▶ **Short exercise**:
Transcribe the whole listing without a single picture.

▶ **Recorded data**:
:::::

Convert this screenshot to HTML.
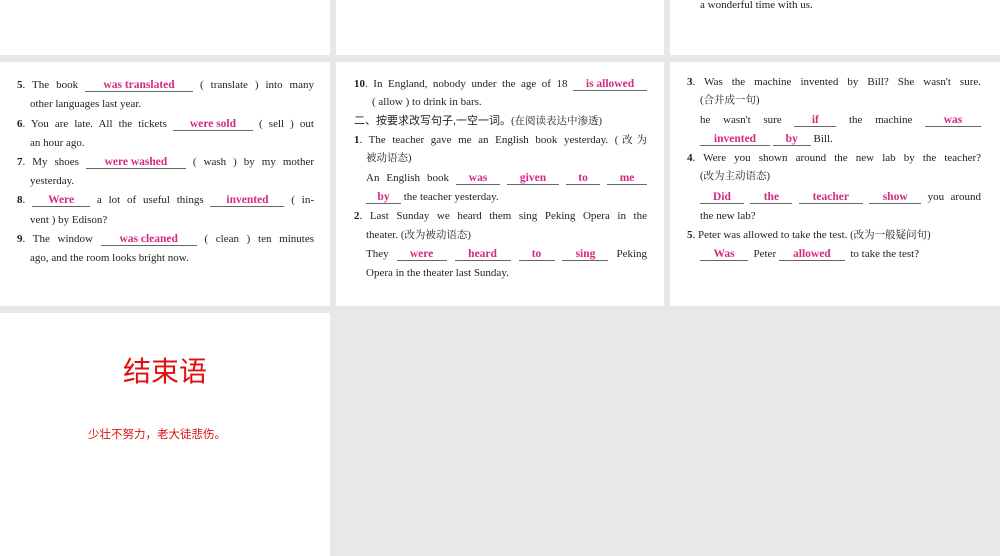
<!DOCTYPE html>
<html><head><meta charset="utf-8"><style>
body{margin:0;width:1000px;height:556px;background:#e8e8e8;position:relative;overflow:hidden;font-family:"Liberation Serif","Noto Serif CJK SC",serif;font-size:11px;color:#222}
.p{position:absolute;background:#fff}
.l{position:absolute;white-space:nowrap;line-height:14px;height:14px}
.j{text-align:justify;text-align-last:justify;white-space:normal}
.b{display:inline-block;border-bottom:1px solid #666;text-align:center;text-align-last:center;color:#d42a84;font-weight:bold;font-family:"Liberation Serif",serif;font-size:11.5px;line-height:12px;white-space:nowrap}
.n{font-weight:bold}
.cn{font-family:"Liberation Serif","Noto Serif CJK SC",serif;font-size:10.5px}
.h{font-family:"Liberation Sans","Noto Sans CJK SC",sans-serif;font-size:11px}
</style></head><body>
<div class="p" style="left:0;top:0;width:330px;height:55px"></div>
<div class="p" style="left:336px;top:0;width:328px;height:55px"></div>
<div class="p" style="left:670px;top:0;width:330px;height:55px"></div>
<div class="p" style="left:0;top:62px;width:330px;height:244px"></div>
<div class="p" style="left:336px;top:62px;width:328px;height:244px"></div>
<div class="p" style="left:670px;top:62px;width:330px;height:244px"></div>
<div class="p" style="left:0;top:313px;width:330px;height:243px"></div>

<div class="l" style="left:700px;top:-2px">a wonderful time with us.</div>

<!-- left -->
<div class="l j" style="left:17px;top:78px;width:297px"><span class="n">5</span>. The book <span class="b" style="width:108px">was translated</span> ( translate ) into many</div>
<div class="l" style="left:30px;top:97px">other languages last year.</div>
<div class="l j" style="left:17px;top:117px;width:297px"><span class="n">6</span>. You are late. All the tickets <span class="b" style="width:80px">were sold</span> ( sell ) out</div>
<div class="l" style="left:30px;top:136px">an hour ago.</div>
<div class="l j" style="left:17px;top:155px;width:297px"><span class="n">7</span>. My shoes <span class="b" style="width:100px">were washed</span> ( wash ) by my mother</div>
<div class="l" style="left:30px;top:174px">yesterday.</div>
<div class="l j" style="left:17px;top:193px;width:297px"><span class="n">8</span>. <span class="b" style="width:58px">Were</span> a lot of useful things <span class="b" style="width:74px">invented</span> ( in-</div>
<div class="l" style="left:30px;top:213px">vent ) by Edison?</div>
<div class="l j" style="left:17px;top:232px;width:297px"><span class="n">9</span>. The window <span class="b" style="width:96px">was cleaned</span> ( clean ) ten minutes</div>
<div class="l" style="left:30px;top:251px">ago, and the room looks bright now.</div>

<!-- middle -->
<div class="l j" style="left:354px;top:77px;width:293px"><span class="n">10</span>. In England, nobody under the age of 18 <span class="b" style="width:74px">is allowed</span></div>
<div class="l" style="left:372px;top:95px">( allow ) to drink in bars.</div>
<div class="l h" style="left:354px;top:114px">二、按要求改写句子,一空一词。<span class="cn">(在阅读表达中渗透)</span></div>
<div class="l j" style="left:354px;top:133px;width:293px"><span class="n">1</span>. The teacher gave me an English book yesterday. <span class="cn">(改为</span></div>
<div class="l cn" style="left:366px;top:152px">被动语态)</div>
<div class="l j" style="left:366px;top:171px;width:281px">An English book <span class="b" style="width:44px">was</span> <span class="b" style="width:52px">given</span> <span class="b" style="width:34px">to</span> <span class="b" style="width:40px">me</span></div>
<div class="l" style="left:366px;top:190px"><span class="b" style="width:35px">by</span> the teacher yesterday.</div>
<div class="l j" style="left:354px;top:209px;width:293px"><span class="n">2</span>. Last Sunday we heard them sing Peking Opera in the</div>
<div class="l" style="left:366px;top:228px">theater. <span class="cn">(改为被动语态)</span></div>
<div class="l j" style="left:366px;top:247px;width:281px">They <span class="b" style="width:50px">were</span> <span class="b" style="width:56px">heard</span> <span class="b" style="width:36px">to</span> <span class="b" style="width:46px">sing</span> Peking</div>
<div class="l" style="left:366px;top:266px">Opera in the theater last Sunday.</div>

<!-- right -->
<div class="l j" style="left:687px;top:75px;width:294px"><span class="n">3</span>. Was the machine invented by Bill? She wasn't sure.</div>
<div class="l cn" style="left:700px;top:94px">(合并成一句)</div>
<div class="l j" style="left:700px;top:113px;width:281px">he wasn't sure <span class="b" style="width:42px">if</span> the machine <span class="b" style="width:56px">was</span></div>
<div class="l" style="left:700px;top:132px"><span class="b" style="width:70px">invented</span> <span class="b" style="width:38px">by</span> Bill.</div>
<div class="l j" style="left:687px;top:151px;width:294px"><span class="n">4</span>. Were you shown around the new lab by the teacher?</div>
<div class="l cn" style="left:700px;top:170px">(改为主动语态)</div>
<div class="l j" style="left:700px;top:190px;width:281px"><span class="b" style="width:44px">Did</span> <span class="b" style="width:42px">the</span> <span class="b" style="width:64px">teacher</span> <span class="b" style="width:52px">show</span> you around</div>
<div class="l" style="left:700px;top:209px">the new lab?</div>
<div class="l" style="left:687px;top:228px"><span class="n">5</span>. Peter was allowed to take the test. <span class="cn">(改为一般疑问句)</span></div>
<div class="l" style="left:700px;top:247px"><span class="b" style="width:48px">Was</span> &nbsp;Peter <span class="b" style="width:66px">allowed</span> &nbsp;to take the test?</div>

<div style="position:absolute;left:0;width:330px;top:352px;text-align:center;color:#e01010;font-family:'Noto Sans CJK SC',sans-serif;font-size:28px;line-height:36px">结束语</div>
<div style="position:absolute;left:88px;top:426px;color:#d81010;font-family:'Noto Sans CJK SC',sans-serif;font-size:11.5px;line-height:16px">少壮不努力，老大徒悲伤。</div>
</body></html>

:::::

▶ **Result of the exercise**:
Convert this screenshot to HTML.
<!DOCTYPE html>
<html><head><meta charset="utf-8"><style>
body{margin:0;width:1000px;height:556px;background:#e8e8e8;position:relative;overflow:hidden;font-family:"Liberation Serif","Noto Serif CJK SC",serif;font-size:11px;color:#222}
.p{position:absolute;background:#fff}
.l{position:absolute;white-space:nowrap;line-height:14px;height:14px}
.j{text-align:justify;text-align-last:justify;white-space:normal}
.b{display:inline-block;border-bottom:1px solid #666;text-align:center;text-align-last:center;color:#d42a84;font-weight:bold;font-family:"Liberation Serif",serif;font-size:11.5px;line-height:12px;white-space:nowrap}
.n{font-weight:bold}
.cn{font-family:"Liberation Serif","Noto Serif CJK SC",serif;font-size:10.5px}
.h{font-family:"Liberation Sans","Noto Sans CJK SC",sans-serif;font-size:11px}
</style></head><body>
<div class="p" style="left:0;top:0;width:330px;height:55px"></div>
<div class="p" style="left:336px;top:0;width:328px;height:55px"></div>
<div class="p" style="left:670px;top:0;width:330px;height:55px"></div>
<div class="p" style="left:0;top:62px;width:330px;height:244px"></div>
<div class="p" style="left:336px;top:62px;width:328px;height:244px"></div>
<div class="p" style="left:670px;top:62px;width:330px;height:244px"></div>
<div class="p" style="left:0;top:313px;width:330px;height:243px"></div>

<div class="l" style="left:700px;top:-2px">a wonderful time with us.</div>

<!-- left -->
<div class="l j" style="left:17px;top:78px;width:297px"><span class="n">5</span>. The book <span class="b" style="width:108px">was translated</span> ( translate ) into many</div>
<div class="l" style="left:30px;top:97px">other languages last year.</div>
<div class="l j" style="left:17px;top:117px;width:297px"><span class="n">6</span>. You are late. All the tickets <span class="b" style="width:80px">were sold</span> ( sell ) out</div>
<div class="l" style="left:30px;top:136px">an hour ago.</div>
<div class="l j" style="left:17px;top:155px;width:297px"><span class="n">7</span>. My shoes <span class="b" style="width:100px">were washed</span> ( wash ) by my mother</div>
<div class="l" style="left:30px;top:174px">yesterday.</div>
<div class="l j" style="left:17px;top:193px;width:297px"><span class="n">8</span>. <span class="b" style="width:58px">Were</span> a lot of useful things <span class="b" style="width:74px">invented</span> ( in-</div>
<div class="l" style="left:30px;top:213px">vent ) by Edison?</div>
<div class="l j" style="left:17px;top:232px;width:297px"><span class="n">9</span>. The window <span class="b" style="width:96px">was cleaned</span> ( clean ) ten minutes</div>
<div class="l" style="left:30px;top:251px">ago, and the room looks bright now.</div>

<!-- middle -->
<div class="l j" style="left:354px;top:77px;width:293px"><span class="n">10</span>. In England, nobody under the age of 18 <span class="b" style="width:74px">is allowed</span></div>
<div class="l" style="left:372px;top:95px">( allow ) to drink in bars.</div>
<div class="l h" style="left:354px;top:114px">二、按要求改写句子,一空一词。<span class="cn">(在阅读表达中渗透)</span></div>
<div class="l j" style="left:354px;top:133px;width:293px"><span class="n">1</span>. The teacher gave me an English book yesterday. <span class="cn">(改为</span></div>
<div class="l cn" style="left:366px;top:152px">被动语态)</div>
<div class="l j" style="left:366px;top:171px;width:281px">An English book <span class="b" style="width:44px">was</span> <span class="b" style="width:52px">given</span> <span class="b" style="width:34px">to</span> <span class="b" style="width:40px">me</span></div>
<div class="l" style="left:366px;top:190px"><span class="b" style="width:35px">by</span> the teacher yesterday.</div>
<div class="l j" style="left:354px;top:209px;width:293px"><span class="n">2</span>. Last Sunday we heard them sing Peking Opera in the</div>
<div class="l" style="left:366px;top:228px">theater. <span class="cn">(改为被动语态)</span></div>
<div class="l j" style="left:366px;top:247px;width:281px">They <span class="b" style="width:50px">were</span> <span class="b" style="width:56px">heard</span> <span class="b" style="width:36px">to</span> <span class="b" style="width:46px">sing</span> Peking</div>
<div class="l" style="left:366px;top:266px">Opera in the theater last Sunday.</div>

<!-- right -->
<div class="l j" style="left:687px;top:75px;width:294px"><span class="n">3</span>. Was the machine invented by Bill? She wasn't sure.</div>
<div class="l cn" style="left:700px;top:94px">(合并成一句)</div>
<div class="l j" style="left:700px;top:113px;width:281px">he wasn't sure <span class="b" style="width:42px">if</span> the machine <span class="b" style="width:56px">was</span></div>
<div class="l" style="left:700px;top:132px"><span class="b" style="width:70px">invented</span> <span class="b" style="width:38px">by</span> Bill.</div>
<div class="l j" style="left:687px;top:151px;width:294px"><span class="n">4</span>. Were you shown around the new lab by the teacher?</div>
<div class="l cn" style="left:700px;top:170px">(改为主动语态)</div>
<div class="l j" style="left:700px;top:190px;width:281px"><span class="b" style="width:44px">Did</span> <span class="b" style="width:42px">the</span> <span class="b" style="width:64px">teacher</span> <span class="b" style="width:52px">show</span> you around</div>
<div class="l" style="left:700px;top:209px">the new lab?</div>
<div class="l" style="left:687px;top:228px"><span class="n">5</span>. Peter was allowed to take the test. <span class="cn">(改为一般疑问句)</span></div>
<div class="l" style="left:700px;top:247px"><span class="b" style="width:48px">Was</span> &nbsp;Peter <span class="b" style="width:66px">allowed</span> &nbsp;to take the test?</div>

<div style="position:absolute;left:0;width:330px;top:352px;text-align:center;color:#e01010;font-family:'Noto Sans CJK SC',sans-serif;font-size:28px;line-height:36px">结束语</div>
<div style="position:absolute;left:88px;top:426px;color:#d81010;font-family:'Noto Sans CJK SC',sans-serif;font-size:11.5px;line-height:16px">少壮不努力，老大徒悲伤。</div>
</body></html>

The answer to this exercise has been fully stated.